PROBLEM TO WORK ON: Filter the data for lines with the word "this", then copy every line so identified.

---------- TASK DATA

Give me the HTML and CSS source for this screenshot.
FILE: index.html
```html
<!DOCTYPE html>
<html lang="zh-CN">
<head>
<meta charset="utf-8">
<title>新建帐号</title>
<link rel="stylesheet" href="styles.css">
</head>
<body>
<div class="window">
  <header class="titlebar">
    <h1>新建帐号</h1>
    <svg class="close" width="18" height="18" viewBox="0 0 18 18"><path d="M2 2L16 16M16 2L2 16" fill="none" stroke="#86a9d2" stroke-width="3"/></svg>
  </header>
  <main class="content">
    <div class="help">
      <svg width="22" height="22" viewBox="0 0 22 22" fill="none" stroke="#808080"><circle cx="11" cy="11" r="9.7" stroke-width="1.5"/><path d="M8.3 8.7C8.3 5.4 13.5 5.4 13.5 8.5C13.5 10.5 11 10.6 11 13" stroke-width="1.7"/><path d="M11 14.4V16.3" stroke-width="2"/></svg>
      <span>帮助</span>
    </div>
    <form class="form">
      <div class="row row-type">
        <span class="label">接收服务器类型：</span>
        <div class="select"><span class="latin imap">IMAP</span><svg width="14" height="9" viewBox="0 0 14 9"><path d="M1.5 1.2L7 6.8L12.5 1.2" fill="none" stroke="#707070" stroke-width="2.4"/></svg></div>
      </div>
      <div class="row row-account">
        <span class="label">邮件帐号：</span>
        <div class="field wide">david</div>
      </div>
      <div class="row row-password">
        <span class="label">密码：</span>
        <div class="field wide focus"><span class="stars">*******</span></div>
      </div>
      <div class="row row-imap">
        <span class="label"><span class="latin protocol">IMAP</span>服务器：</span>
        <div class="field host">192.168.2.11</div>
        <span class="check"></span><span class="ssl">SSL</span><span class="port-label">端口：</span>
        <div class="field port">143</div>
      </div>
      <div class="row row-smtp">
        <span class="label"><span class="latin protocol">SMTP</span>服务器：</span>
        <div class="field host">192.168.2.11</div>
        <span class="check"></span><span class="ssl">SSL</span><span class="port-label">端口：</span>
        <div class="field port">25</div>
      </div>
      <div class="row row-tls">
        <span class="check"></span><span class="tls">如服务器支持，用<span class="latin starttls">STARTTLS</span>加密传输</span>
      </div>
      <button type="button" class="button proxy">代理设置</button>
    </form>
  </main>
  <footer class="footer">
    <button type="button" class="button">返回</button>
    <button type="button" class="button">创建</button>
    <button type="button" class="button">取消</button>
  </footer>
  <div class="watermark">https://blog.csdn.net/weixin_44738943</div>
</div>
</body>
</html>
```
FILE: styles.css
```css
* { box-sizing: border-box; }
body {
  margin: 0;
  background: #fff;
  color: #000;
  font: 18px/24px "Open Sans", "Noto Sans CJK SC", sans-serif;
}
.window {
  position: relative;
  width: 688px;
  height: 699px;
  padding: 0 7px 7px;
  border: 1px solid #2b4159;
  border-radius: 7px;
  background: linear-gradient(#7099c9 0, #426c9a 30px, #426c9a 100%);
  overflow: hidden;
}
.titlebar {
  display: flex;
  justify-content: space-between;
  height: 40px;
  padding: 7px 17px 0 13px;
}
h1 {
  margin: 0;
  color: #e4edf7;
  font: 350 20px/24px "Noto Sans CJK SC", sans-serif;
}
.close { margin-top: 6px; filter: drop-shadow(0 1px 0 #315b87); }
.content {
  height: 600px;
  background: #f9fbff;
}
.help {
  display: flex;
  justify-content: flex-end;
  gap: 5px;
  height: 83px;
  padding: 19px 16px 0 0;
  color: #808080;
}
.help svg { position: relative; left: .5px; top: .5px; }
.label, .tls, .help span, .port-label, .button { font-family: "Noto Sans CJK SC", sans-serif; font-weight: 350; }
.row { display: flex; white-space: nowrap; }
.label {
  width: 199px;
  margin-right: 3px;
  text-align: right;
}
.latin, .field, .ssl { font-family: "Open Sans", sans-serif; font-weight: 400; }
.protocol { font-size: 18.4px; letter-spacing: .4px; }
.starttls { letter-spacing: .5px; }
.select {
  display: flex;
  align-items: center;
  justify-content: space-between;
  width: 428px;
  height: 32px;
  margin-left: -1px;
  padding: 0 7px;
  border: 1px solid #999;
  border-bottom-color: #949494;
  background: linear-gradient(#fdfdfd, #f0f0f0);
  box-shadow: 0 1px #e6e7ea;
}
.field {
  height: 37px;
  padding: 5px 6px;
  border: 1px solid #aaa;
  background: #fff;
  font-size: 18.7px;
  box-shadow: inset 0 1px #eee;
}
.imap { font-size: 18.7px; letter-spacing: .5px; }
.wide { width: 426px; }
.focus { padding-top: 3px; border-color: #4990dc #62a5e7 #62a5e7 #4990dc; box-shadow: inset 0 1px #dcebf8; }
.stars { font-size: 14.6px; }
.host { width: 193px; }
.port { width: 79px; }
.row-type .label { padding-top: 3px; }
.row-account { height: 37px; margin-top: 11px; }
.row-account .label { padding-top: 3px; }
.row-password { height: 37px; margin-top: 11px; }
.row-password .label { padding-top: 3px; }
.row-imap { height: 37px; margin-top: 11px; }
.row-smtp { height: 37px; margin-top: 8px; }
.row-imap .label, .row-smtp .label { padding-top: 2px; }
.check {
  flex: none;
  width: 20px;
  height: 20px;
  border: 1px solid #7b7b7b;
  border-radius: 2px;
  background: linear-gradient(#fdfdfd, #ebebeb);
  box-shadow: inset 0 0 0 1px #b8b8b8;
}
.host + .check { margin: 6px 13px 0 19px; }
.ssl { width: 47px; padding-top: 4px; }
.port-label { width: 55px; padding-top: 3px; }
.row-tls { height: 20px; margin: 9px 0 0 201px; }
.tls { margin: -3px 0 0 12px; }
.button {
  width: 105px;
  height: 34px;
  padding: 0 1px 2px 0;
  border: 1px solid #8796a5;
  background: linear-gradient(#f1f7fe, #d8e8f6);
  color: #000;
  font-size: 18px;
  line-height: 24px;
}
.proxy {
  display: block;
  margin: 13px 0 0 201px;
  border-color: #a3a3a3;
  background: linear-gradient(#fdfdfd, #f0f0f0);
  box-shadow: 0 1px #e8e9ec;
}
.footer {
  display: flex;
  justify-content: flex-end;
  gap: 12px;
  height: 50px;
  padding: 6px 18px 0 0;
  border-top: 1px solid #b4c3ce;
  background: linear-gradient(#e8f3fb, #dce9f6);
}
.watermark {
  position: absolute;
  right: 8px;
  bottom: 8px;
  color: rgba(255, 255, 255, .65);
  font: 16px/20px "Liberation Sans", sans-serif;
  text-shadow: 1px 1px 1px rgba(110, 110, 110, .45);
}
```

--------------------
---------- TASK DATA

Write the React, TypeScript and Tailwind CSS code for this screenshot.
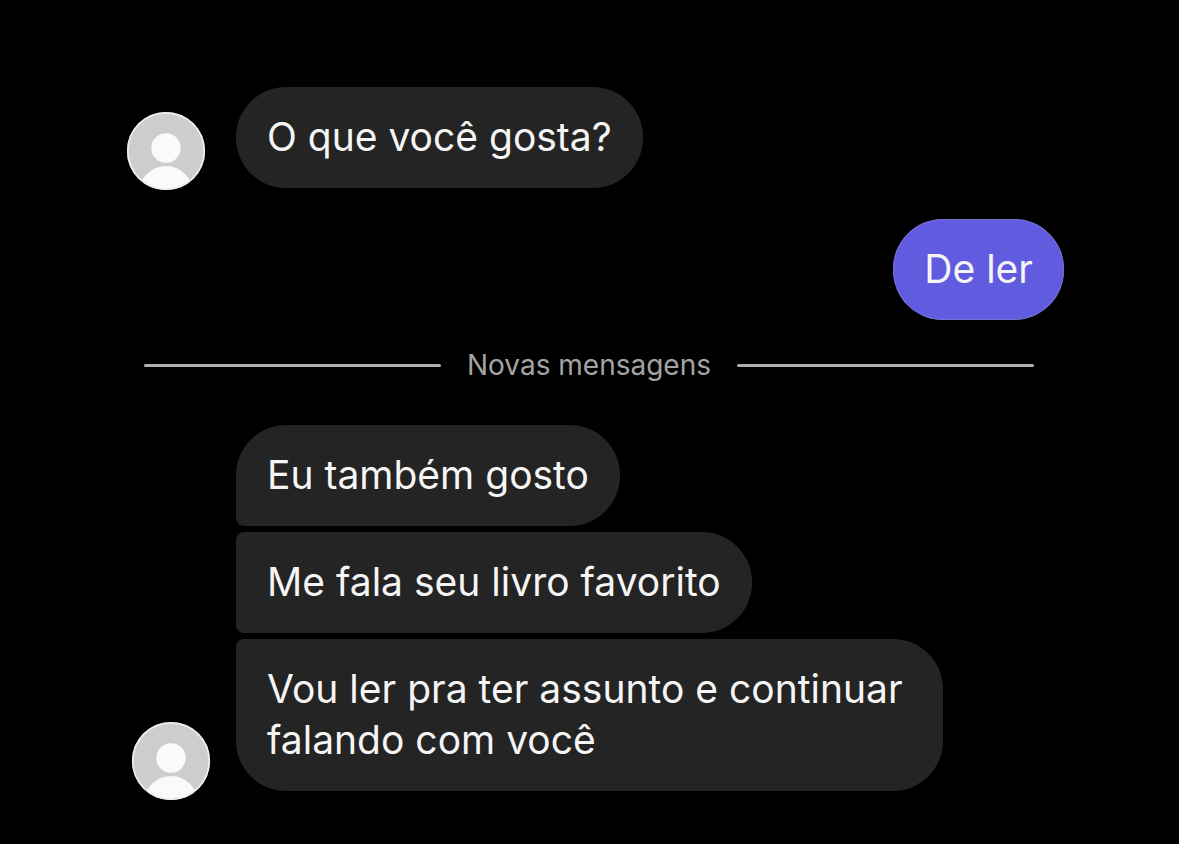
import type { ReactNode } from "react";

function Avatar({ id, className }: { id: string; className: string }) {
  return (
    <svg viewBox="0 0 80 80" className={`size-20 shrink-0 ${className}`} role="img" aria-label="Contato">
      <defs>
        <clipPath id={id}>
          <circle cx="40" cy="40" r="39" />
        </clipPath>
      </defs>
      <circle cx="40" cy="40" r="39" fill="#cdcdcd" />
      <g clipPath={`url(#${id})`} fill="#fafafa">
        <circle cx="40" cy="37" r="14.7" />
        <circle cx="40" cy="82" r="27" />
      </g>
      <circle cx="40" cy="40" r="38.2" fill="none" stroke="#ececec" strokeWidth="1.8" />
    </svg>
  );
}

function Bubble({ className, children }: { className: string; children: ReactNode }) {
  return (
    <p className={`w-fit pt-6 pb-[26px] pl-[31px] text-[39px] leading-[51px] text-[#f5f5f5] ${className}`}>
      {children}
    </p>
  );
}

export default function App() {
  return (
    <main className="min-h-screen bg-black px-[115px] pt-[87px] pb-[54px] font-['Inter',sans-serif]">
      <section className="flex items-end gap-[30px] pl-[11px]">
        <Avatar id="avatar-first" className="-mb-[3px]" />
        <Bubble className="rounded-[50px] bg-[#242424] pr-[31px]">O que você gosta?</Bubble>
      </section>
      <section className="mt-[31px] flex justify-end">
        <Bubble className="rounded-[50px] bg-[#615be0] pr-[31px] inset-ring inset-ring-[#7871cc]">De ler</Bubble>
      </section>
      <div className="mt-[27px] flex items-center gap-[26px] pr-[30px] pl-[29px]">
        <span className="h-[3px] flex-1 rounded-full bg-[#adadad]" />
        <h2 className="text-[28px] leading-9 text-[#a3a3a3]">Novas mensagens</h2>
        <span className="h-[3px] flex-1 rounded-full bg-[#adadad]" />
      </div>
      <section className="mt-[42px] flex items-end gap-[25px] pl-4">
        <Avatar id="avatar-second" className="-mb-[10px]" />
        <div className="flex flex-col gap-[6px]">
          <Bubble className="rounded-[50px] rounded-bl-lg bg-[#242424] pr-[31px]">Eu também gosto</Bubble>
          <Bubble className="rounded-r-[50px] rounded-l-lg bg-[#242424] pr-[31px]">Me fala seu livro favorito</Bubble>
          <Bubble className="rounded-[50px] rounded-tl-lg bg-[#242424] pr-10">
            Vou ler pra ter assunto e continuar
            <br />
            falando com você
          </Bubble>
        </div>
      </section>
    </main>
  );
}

--------------------

THE COMPLETED TASK:
Give me the HTML and CSS source for this screenshot.
Write the React, TypeScript and Tailwind CSS code for this screenshot.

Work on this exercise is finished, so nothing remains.